**INSTRUCTIONS TO FOLLOW**
Show every line below where "that" can be found.

....................

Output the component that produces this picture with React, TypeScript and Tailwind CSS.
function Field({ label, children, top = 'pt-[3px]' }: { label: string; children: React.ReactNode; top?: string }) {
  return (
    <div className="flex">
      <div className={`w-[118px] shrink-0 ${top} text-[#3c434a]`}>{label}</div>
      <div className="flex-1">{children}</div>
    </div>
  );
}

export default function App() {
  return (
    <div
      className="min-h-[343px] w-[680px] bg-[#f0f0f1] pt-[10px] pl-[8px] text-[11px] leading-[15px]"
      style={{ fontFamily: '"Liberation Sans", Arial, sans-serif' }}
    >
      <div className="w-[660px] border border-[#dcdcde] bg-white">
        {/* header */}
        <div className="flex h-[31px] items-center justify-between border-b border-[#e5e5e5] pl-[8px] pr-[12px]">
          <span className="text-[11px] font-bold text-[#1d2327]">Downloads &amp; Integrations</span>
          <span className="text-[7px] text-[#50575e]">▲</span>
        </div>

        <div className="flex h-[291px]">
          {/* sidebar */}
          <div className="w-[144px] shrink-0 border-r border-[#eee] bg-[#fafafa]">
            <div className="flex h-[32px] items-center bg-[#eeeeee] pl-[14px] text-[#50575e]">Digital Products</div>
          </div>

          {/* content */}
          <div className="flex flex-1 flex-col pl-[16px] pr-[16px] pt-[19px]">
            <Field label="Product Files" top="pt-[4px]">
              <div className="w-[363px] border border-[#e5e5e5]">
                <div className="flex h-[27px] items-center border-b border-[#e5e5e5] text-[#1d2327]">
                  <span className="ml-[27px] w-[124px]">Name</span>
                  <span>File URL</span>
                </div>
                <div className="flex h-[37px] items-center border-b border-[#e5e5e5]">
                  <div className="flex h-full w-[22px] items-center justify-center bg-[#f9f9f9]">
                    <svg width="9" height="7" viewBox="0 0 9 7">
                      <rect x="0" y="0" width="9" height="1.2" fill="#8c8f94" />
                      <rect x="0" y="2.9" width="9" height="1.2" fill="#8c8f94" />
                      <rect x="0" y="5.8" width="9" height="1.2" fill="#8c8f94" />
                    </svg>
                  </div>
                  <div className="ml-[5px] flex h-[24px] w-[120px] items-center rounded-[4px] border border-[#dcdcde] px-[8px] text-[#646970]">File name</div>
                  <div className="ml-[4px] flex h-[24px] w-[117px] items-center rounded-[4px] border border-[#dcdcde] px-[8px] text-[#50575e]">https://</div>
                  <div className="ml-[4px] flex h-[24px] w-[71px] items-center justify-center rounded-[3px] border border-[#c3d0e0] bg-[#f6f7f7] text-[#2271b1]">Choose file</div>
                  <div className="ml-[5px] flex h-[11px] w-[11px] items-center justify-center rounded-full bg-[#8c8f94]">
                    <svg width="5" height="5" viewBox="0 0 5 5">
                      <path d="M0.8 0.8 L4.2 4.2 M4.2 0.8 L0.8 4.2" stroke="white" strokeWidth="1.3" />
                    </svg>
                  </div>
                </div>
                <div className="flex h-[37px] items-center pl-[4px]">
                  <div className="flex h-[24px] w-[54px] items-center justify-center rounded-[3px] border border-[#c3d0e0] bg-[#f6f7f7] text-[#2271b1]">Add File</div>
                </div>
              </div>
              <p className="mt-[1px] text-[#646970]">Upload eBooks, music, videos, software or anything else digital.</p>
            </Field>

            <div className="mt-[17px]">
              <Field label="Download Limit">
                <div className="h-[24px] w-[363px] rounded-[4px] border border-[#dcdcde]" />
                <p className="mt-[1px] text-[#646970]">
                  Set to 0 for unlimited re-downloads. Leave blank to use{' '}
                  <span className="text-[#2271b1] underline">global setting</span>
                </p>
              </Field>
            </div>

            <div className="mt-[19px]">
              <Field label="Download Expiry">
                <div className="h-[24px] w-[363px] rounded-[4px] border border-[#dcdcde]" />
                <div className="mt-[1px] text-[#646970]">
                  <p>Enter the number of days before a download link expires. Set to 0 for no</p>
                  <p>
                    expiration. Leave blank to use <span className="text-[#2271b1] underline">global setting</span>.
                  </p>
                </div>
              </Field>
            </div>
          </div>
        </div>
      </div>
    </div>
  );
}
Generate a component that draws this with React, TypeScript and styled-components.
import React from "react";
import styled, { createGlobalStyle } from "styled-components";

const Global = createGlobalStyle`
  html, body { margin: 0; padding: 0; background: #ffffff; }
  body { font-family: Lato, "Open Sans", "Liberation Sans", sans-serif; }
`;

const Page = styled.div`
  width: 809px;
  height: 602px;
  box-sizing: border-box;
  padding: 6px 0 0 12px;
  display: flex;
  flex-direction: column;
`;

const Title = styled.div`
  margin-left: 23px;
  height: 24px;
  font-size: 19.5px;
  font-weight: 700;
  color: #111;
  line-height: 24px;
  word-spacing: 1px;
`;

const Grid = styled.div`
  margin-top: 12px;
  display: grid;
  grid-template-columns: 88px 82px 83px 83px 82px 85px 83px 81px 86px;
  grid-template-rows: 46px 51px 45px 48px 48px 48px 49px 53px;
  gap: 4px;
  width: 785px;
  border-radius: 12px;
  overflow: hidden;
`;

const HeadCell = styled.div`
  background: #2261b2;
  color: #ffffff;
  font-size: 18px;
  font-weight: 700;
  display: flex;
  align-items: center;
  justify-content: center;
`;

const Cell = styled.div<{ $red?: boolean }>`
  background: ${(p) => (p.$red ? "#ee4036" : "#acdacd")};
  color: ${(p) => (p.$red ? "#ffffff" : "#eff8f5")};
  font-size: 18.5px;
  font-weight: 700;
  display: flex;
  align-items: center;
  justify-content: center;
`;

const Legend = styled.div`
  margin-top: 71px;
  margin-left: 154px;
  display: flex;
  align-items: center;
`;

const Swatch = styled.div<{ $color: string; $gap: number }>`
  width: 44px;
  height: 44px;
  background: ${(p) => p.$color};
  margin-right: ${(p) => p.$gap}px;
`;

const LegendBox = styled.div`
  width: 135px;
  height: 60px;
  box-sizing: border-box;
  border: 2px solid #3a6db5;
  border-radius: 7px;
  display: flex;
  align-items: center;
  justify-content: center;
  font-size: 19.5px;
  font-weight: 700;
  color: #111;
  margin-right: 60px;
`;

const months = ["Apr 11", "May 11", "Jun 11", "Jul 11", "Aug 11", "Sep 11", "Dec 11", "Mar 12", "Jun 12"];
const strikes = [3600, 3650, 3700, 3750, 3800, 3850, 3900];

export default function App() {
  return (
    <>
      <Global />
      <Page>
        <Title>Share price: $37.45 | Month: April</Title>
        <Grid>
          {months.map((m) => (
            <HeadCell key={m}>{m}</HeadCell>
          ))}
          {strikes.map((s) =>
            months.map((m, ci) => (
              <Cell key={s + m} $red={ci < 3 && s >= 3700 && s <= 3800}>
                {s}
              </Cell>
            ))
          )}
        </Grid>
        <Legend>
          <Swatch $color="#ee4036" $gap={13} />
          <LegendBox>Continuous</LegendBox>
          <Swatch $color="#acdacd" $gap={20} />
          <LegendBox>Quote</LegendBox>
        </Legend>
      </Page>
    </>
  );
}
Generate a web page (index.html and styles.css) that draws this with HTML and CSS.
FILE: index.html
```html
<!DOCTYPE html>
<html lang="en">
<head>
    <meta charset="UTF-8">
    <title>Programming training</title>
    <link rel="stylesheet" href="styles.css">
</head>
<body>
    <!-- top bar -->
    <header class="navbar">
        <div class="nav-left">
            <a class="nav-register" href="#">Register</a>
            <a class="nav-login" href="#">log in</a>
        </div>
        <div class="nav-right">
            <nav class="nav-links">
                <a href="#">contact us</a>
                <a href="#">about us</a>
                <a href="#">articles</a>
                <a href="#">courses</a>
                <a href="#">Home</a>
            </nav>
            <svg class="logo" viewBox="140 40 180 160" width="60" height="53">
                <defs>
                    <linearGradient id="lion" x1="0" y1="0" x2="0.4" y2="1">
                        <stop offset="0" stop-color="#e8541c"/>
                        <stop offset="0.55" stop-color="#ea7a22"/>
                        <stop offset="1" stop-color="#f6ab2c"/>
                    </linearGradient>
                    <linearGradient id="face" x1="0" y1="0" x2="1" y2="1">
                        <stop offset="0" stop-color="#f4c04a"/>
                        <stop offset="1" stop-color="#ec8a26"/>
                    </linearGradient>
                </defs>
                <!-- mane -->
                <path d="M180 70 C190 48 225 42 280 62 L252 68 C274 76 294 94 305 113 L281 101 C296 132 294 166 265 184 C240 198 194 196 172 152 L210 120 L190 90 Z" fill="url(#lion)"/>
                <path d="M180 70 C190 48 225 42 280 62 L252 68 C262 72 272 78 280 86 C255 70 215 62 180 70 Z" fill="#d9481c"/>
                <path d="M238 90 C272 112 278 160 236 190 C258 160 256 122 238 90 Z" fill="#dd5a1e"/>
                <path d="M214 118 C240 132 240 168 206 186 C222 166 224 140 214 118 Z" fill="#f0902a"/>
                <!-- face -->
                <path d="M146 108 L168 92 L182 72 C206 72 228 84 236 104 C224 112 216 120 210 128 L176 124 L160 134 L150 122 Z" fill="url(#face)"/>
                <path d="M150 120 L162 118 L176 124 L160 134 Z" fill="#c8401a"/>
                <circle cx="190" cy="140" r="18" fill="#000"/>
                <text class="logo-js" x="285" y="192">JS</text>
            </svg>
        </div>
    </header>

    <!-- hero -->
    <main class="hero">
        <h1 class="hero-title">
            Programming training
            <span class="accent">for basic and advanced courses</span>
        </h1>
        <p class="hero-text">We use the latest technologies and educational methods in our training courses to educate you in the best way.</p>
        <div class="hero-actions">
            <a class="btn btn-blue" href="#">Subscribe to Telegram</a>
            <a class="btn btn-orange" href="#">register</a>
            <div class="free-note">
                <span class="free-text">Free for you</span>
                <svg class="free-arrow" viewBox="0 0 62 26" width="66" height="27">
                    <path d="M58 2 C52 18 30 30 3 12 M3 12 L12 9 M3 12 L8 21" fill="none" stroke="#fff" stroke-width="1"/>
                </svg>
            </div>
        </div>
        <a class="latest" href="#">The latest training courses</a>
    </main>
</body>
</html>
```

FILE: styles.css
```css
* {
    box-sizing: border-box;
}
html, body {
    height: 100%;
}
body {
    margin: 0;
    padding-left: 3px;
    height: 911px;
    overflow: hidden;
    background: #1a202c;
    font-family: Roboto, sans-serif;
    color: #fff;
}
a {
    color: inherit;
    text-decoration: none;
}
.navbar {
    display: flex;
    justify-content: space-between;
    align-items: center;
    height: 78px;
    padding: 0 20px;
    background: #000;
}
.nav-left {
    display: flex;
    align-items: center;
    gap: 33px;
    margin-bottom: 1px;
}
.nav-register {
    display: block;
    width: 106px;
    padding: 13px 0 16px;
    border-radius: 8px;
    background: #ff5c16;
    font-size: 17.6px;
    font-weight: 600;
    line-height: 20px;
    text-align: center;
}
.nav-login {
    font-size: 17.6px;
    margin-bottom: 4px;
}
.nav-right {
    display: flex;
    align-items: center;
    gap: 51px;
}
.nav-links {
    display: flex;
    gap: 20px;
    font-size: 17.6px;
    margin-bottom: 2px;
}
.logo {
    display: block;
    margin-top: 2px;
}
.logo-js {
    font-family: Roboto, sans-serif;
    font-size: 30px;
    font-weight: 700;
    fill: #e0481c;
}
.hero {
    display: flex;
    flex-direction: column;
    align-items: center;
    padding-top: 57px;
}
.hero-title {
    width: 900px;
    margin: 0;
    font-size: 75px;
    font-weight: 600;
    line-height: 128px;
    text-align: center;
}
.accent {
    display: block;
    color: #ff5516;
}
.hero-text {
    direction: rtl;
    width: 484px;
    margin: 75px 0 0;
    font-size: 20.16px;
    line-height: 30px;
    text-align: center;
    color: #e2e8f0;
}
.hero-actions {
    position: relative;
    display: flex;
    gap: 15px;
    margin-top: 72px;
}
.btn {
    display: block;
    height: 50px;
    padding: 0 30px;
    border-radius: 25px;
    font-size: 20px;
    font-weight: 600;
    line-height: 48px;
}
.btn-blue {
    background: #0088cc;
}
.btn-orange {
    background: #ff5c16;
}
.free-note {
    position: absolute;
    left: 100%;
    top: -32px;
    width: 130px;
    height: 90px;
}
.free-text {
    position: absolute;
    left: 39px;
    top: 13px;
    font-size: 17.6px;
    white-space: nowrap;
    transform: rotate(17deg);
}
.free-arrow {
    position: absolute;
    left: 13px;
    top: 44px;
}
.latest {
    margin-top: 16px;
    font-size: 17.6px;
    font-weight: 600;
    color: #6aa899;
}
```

....................

**OUTPUT OF THE EXERCISE**
Output the component that produces this picture with React, TypeScript and Tailwind CSS.
Generate a component that draws this with React, TypeScript and styled-components.
Generate a web page (index.html and styles.css) that draws this with HTML and CSS.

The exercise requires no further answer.